Gut, vier Tage vor Hl. Abend darf es im Birdland-Keller auch einmal richtig besinnlich zugehen. Wo sonst der elegante Bösendorfer-Flügel seinen Klang entfaltet, der Bass und das Schlagzeug für Schwung und Rhythmus und Saxofone, Posaunen oder Trompeten für satten Sound und betörende Melodien sorgen, ging es diesmal – was die Instrumentierung angeht – eher spartanisch zu. Zwei akustische Gitarren, mehr war auf der Bühne im Hofapotheken-Keller nicht zu sehen.

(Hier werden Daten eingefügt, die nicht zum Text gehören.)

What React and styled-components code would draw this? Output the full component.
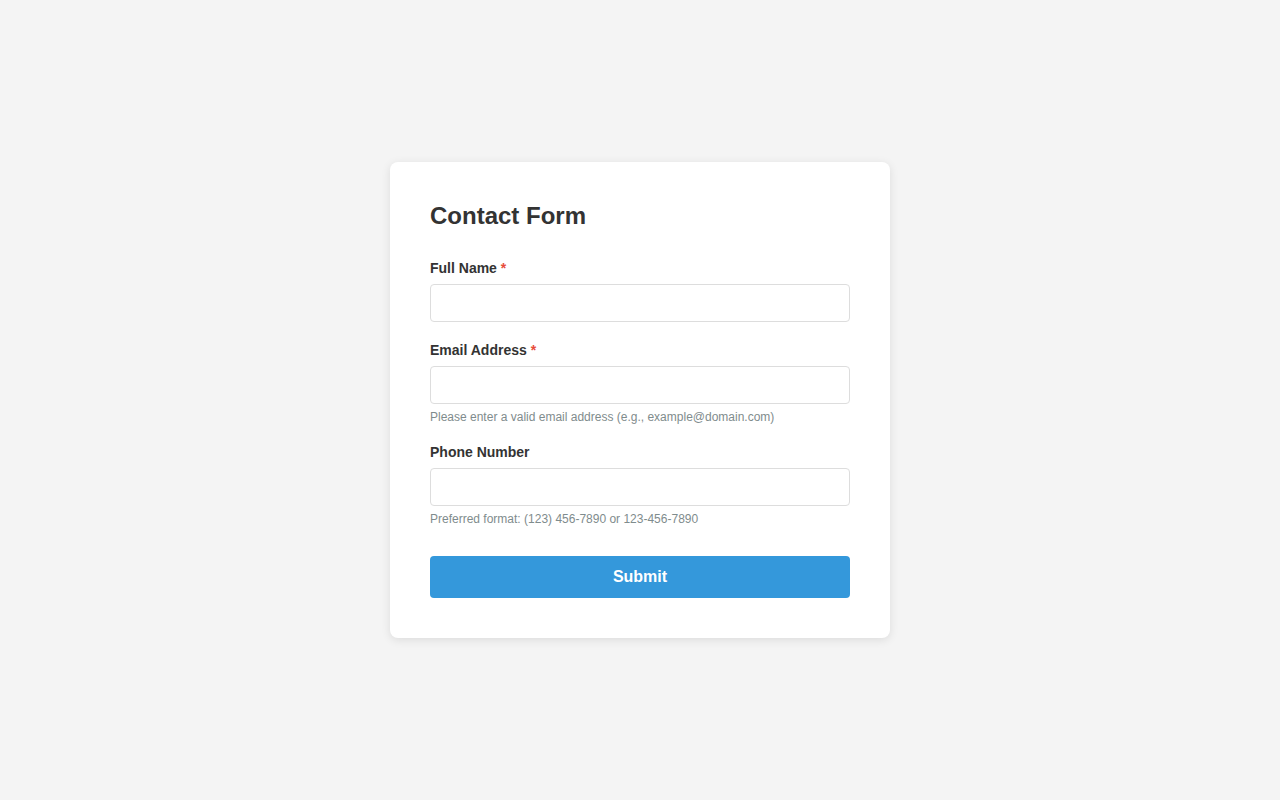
import React from "react";
import styled, { createGlobalStyle } from "styled-components";

const GlobalStyle = createGlobalStyle`
  * { box-sizing: border-box; }
  html, body { margin: 0; padding: 0; }
  body {
    background: #f4f4f4;
    font-family: "Liberation Sans", Arial, Helvetica, sans-serif;
    color: #333;
  }
`;

const Page = styled.div`
  min-height: 800px;
  display: flex;
  align-items: center;
  justify-content: center;
`;

const Card = styled.div`
  width: 500px;
  background: #fff;
  border-radius: 8px;
  box-shadow: 0 2px 10px rgba(0, 0, 0, 0.1);
  padding: 40px;
`;

const Title = styled.h2`
  margin: 0 0 31px;
  font-size: 24px;
  line-height: 28px;
  font-weight: 700;
  color: #333;
`;

const Form = styled.form`
  display: flex;
  flex-direction: column;
`;

const Group = styled.div`
  display: flex;
  flex-direction: column;
  margin-bottom: ${(p) => (p.$last ? "30px" : "21px")};
`;

const Label = styled.label`
  font-size: 14px;
  line-height: 15px;
  font-weight: 700;
  color: #333;
  margin-bottom: 8px;
`;

const Required = styled.span`
  color: #e74c3c;
`;

const Input = styled.input`
  width: 100%;
  height: 38px;
  padding: 10px;
  border: 1px solid #ddd;
  border-radius: 4px;
  font-size: 14px;
  font-family: inherit;
  background: #fff;
  outline: none;
`;

const Help = styled.small`
  display: block;
  margin-top: 6px;
  font-size: 12px;
  line-height: 14px;
  color: #7f8c8d;
`;

const Button = styled.button`
  width: 100%;
  height: 42px;
  border: none;
  border-radius: 4px;
  background: #3498db;
  color: #fff;
  font-family: inherit;
  font-size: 16px;
  font-weight: 700;
  cursor: pointer;
`;

export default function App() {
  return (
    <>
      <GlobalStyle />
      <Page>
        <Card>
          <Title>Contact Form</Title>
          <Form onSubmit={(e) => e.preventDefault()}>
            <Group>
              <Label htmlFor="name">
                Full Name <Required>*</Required>
              </Label>
              <Input id="name" type="text" />
            </Group>
            <Group>
              <Label htmlFor="email">
                Email Address <Required>*</Required>
              </Label>
              <Input id="email" type="email" />
              <Help>Please enter a valid email address (e.g., example@domain.com)</Help>
            </Group>
            <Group $last>
              <Label htmlFor="phone">Phone Number</Label>
              <Input id="phone" type="tel" />
              <Help>Preferred format: (123) 456-7890 or 123-456-7890</Help>
            </Group>
            <Button type="submit">Submit</Button>
          </Form>
        </Card>
      </Page>
    </>
  );
}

Und das Duo Paul Brändle und Andreas Dombert, das sich die große Aufgabe gestellt hat, in die übergroßen Fußstapfen der legendären Meistergitarristen Helmut Kagerer und Helmut Nieberle zu treten, spielte auch noch über weite Strecken irgendwo zwischen Mezzopiano und Pianissimo. Manchmal glaubte man, die Augen zum intensiven Hinhören schließend, Lautenklänge aus längst vergangenen Zeiten zu vernehmen.

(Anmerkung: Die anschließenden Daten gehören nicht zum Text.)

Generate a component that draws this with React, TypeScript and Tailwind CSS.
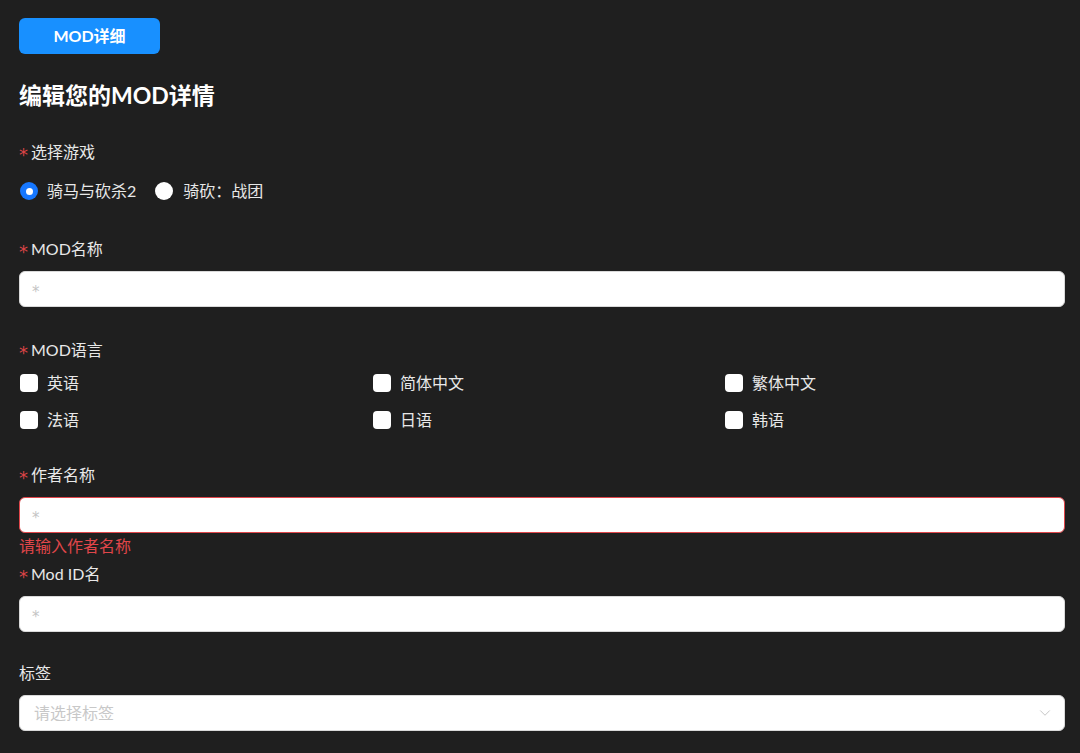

Minimal music für Gitarre(n), wie es Andreas Dombert nennt, ist ein treffender Titel für diese Art einer ganz feinen, oft ganz leisen und in den musikalischen Mitteln (scheinbar) ganz einfachen Jazz-Kunst. Aber wie diese beiden hoch engagierten, auf den Punkt konzentrierten und mit jugendlicher Risikobereitschaft sehr frei improvisierenden Gitarren ihre Stücke präsentieren, das macht aus minimal music maximalen Genuss. Zu besinnlich, zu verhalten wirkt da nichts, auch wenn sich oft auf den ersten Blick und beim ersten Hinhören nicht viel zu tun scheint auf der Birdland-Bühne.
In Wahrheit haben Dombert und Brändle Aufregendes, ja Sensationelles zu bieten. Nehmen wir „A day in the live of a fool“, besser bekannt unter dem Etikett „Black Orpheus“. Aus dem kurzen, liedhaften Thema, das jeder kennt, entwickeln die beiden ein immer raffinierteres, in verrückte Akkorde entschwebendes, vom spontanen Einfall vorwärtsgetriebenes Kabinettsstück.

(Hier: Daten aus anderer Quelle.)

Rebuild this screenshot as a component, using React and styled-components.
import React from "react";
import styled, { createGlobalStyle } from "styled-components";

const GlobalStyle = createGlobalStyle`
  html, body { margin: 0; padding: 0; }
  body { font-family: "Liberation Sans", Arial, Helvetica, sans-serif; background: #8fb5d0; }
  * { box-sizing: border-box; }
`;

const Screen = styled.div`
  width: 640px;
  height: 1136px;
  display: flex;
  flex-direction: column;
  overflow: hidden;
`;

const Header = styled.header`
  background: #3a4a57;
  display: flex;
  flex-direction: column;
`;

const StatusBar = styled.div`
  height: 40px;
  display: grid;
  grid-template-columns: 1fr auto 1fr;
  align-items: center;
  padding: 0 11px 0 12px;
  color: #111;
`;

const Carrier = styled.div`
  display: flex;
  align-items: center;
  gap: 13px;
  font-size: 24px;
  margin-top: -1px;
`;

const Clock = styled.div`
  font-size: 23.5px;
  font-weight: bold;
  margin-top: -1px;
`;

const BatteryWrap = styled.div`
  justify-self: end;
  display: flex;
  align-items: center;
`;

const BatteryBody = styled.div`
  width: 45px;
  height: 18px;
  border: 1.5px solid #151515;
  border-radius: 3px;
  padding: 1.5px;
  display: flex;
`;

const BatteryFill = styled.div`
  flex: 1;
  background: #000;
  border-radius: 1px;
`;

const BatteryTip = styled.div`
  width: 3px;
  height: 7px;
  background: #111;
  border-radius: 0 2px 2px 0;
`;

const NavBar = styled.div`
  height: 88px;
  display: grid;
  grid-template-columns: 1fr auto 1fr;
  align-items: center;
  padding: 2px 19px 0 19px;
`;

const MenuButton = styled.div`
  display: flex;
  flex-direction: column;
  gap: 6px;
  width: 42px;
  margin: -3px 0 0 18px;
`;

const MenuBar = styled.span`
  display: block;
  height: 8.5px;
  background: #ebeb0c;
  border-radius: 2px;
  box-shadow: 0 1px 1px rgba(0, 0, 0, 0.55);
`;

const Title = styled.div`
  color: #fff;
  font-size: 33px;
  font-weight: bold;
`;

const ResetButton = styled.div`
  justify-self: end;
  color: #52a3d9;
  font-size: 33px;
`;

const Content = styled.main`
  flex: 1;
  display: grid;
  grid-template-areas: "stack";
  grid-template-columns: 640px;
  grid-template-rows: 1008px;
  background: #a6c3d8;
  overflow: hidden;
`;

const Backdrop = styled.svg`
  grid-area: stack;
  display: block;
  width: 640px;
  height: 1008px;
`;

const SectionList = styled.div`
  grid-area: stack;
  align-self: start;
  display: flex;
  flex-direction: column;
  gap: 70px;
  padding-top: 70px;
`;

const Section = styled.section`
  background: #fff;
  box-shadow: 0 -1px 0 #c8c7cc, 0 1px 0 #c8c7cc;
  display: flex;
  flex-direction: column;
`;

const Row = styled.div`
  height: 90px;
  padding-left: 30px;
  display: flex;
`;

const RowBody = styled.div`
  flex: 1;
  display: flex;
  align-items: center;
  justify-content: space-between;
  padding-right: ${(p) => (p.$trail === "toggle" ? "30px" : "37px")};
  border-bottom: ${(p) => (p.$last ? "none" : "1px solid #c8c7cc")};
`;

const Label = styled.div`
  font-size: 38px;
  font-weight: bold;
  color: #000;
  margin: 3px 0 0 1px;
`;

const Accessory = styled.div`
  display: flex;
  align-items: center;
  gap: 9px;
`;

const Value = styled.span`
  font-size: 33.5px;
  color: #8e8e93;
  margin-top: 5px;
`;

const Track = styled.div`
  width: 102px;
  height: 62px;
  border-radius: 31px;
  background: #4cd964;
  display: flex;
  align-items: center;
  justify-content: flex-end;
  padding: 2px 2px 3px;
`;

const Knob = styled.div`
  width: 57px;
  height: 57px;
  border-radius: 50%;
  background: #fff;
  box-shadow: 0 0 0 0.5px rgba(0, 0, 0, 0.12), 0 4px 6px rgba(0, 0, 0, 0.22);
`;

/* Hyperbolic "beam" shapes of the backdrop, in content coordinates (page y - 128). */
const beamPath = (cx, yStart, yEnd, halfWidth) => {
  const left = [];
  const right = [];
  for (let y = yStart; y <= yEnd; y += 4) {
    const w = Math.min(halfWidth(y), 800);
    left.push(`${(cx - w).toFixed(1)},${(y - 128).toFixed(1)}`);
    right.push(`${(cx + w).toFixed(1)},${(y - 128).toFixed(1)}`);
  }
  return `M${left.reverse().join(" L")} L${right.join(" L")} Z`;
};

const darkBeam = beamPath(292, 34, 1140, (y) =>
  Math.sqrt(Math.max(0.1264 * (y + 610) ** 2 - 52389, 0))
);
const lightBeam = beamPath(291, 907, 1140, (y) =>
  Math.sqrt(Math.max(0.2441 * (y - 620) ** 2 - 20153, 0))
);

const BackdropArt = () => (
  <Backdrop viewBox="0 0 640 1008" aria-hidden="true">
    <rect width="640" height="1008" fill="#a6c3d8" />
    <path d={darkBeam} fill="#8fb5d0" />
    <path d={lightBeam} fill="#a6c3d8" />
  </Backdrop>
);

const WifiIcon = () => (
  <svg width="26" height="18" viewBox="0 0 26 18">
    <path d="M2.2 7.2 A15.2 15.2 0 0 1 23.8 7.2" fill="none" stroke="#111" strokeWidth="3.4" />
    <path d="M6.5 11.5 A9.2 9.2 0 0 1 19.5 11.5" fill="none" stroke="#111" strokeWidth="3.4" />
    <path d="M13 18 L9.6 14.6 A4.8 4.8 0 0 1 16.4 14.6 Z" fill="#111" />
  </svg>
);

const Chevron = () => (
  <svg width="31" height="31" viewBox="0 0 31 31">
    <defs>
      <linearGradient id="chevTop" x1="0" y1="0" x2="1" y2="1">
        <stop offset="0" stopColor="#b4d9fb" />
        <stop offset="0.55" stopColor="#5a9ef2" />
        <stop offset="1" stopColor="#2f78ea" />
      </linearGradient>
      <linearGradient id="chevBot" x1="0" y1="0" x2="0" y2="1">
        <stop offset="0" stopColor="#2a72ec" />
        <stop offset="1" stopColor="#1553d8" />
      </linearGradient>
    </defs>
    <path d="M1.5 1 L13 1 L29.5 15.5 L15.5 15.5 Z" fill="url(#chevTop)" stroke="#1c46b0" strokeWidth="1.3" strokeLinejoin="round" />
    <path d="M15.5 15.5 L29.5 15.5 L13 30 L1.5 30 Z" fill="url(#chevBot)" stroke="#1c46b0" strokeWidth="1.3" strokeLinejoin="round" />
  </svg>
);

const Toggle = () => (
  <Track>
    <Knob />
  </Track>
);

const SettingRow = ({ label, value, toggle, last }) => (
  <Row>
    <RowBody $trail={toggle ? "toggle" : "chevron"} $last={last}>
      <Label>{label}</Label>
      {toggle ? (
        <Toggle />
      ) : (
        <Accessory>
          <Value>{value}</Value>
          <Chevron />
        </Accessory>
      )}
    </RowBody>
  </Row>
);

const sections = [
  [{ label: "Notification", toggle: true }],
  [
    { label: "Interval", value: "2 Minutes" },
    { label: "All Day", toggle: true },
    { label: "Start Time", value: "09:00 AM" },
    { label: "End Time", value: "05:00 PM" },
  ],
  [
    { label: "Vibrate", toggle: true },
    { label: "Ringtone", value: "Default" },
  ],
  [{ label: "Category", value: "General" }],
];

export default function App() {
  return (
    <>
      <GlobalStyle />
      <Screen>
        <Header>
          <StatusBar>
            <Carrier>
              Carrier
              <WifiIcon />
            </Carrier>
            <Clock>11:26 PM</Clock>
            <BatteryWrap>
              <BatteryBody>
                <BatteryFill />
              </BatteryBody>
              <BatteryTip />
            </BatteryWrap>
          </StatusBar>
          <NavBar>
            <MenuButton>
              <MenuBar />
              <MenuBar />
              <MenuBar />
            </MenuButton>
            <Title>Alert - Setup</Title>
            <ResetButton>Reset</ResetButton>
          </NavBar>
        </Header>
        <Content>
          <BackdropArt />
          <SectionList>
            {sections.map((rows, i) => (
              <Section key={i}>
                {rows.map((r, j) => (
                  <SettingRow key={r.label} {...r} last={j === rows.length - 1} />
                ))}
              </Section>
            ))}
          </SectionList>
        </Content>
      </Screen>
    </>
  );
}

Aus diesem, von viel Können und mindestens genauso viel Selbstvertrauen unterlegtem Mut wird gelegentlich auch ein bisschen Übermut. Zum Beispiel in der Nummer „Alone together“. Da steigern sich die zwei Akteure in pure Experimentierlust hinein, da überraschen sie sich gegenseitig mit Ideen, die an manchen Stellen mindestens einen, wenn nicht alle alle beide aus der musikalischen Kurve hinaustragen könnten.
Ein kurzer, schelmischer Blick von Partner zu Partner genügt, um in der Jazz-Bahn zu bleiben, jede leicht verrückte Volte des einen wird geistesgegenwärtig aufgenommen, manchmal auch elegant gekontert. Auf diesem Niveau geht das gut, da gerät keine Nummer ins Wanken oder verliert sich in Anwandlungen der eher chaotischen, manirierten Art.
Vom Publikum erwartet und verlangt dieses Jazz-Duo ein wenig Anstrengung. Da gibt es keine Gitarren-Effekte Richtung Flamenco oder Handgetrommel auf den Gitarren-Corpus. An keiner Stelle fühlt man sich auch nur ansatzweise animiert, vielleicht ein paar Takte lang mit zu klatschen. Und das ist gut so. Mitdenken, sich mitnehmen lassen hinein in die Raffinesse der Eigenkompositionen und die oft sehr eigene Adaption berühmter
Nummern des viel zu früh verstorbenen Altmeisters Helmut Nieberle das ist hier gefragt. Eine kleine Mühe, die sich Fall lohnt.